Taking
Stock
IPO Power
When UPS started talking about going public, it got me thinking about
IPOs' potential. The package-delivery company did well, of course it was 10 times
oversubscribed and closed up 35 percent from its offering price on its first day.
Not bad, but it was difficult if not impossible for small investors
to get a piece of that action. So I decided to take a look at Virginia's
IPOs for 1999: Of eight public offerings by Virginia companies, four are up from the
offering price and four are down.
That would seem to suggest that Virginia IPO investors had a 50-50 chance of making
money this year. Not so. If they had bought 100 shares of each stock at the offering
price, they would have spent $11,600. And by Nov. 9, their IPO portfolios would have been
worth $23,886. They would have more than doubled their money despite the fact that half of
their stocks went down. You can only lose 100 percent of an investment; there's much
greater potential on the upside. On Nov. 9 Trex, which makes a wood-plastic hybrid decking
product, was up 219 percent; Cysive, a software engineering company with an e-commerce
spin, was up 264 percent; and Proxicom, an e-commerce, intranet and extranet developer,
was up 633 percent.
"It's been an incredibly prolific year for IPOs across the board, but particularly
in technology," says Philip Facchina, managing director and head of technology
investment banking at Arlington-based Friedman Billings Ramsey. Not only have tech
companies been rolling out of the gate in record numbers, but explosive pricing at the
offering and afterward is sending sparks across the ticker.
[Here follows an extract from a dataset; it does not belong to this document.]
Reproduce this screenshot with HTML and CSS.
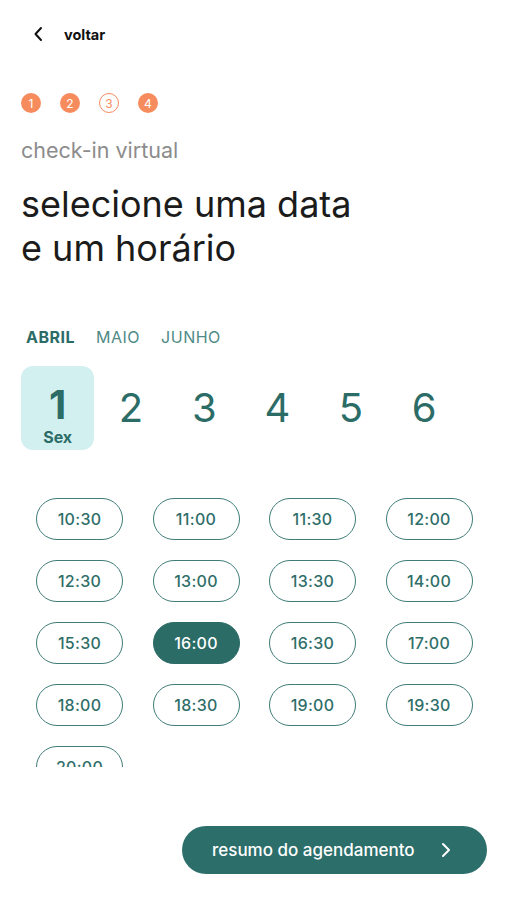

Friedman Billings Ramsey was a co-manager on both the Proxicom and Cysive offerings.
"Those companies really are in the thick of enabling companies to conduct businesses
on the Internet," Facchina says. He notes that Proxicom has continued to trade up,
even following a secondary offering in October. "Everybody believes technology is
going to drive the 21st century, and capital markets have given a lot of latitude to allow
people to develop business plans they think will drive the new economy."
The numbers are all the more interesting because these IPOs are more available to
retail buyers. Public offerings used to be the province of institutional buyers. Now
brokerages and securities companies FBR.com among them are putting
individual investors on an equal footing by letting them in at the offering price.
There are two pending IPOs in the commonwealth. Arlington-based Tele-corp PCS Inc.
(Nasdaq, TLCP) in October registered its intent to offer 7.8 million shares at $16 to $18
per share. The company has personal communications systems licenses covering eight of the
country's 100 largest metro markets. AT&T is the largest investor it
contributed the PCS licenses and owns about 18 percent of the company. The tie with the
long-distance giant gives Telecorp such benefits as AT&T branding, a big plus in the
growing wireless market. Herndon-based Lifemind-ers.com Inc. (Nasdaq, LMIN) in late
September registered its intent to go public. The company does direct marketing via
e-mail.
"Looking at 2000, we would expect that the mid-Atlantic region, and Northern
Virginia particularly, would be very exciting from an IPO standpoint," Facchina
predicts. His company is already working with a number of e-commerce and Internet
companies that are preparing to take themselves public. "If the capital markets stay
healthy, we in the metro Washington area can look forward to a strong year."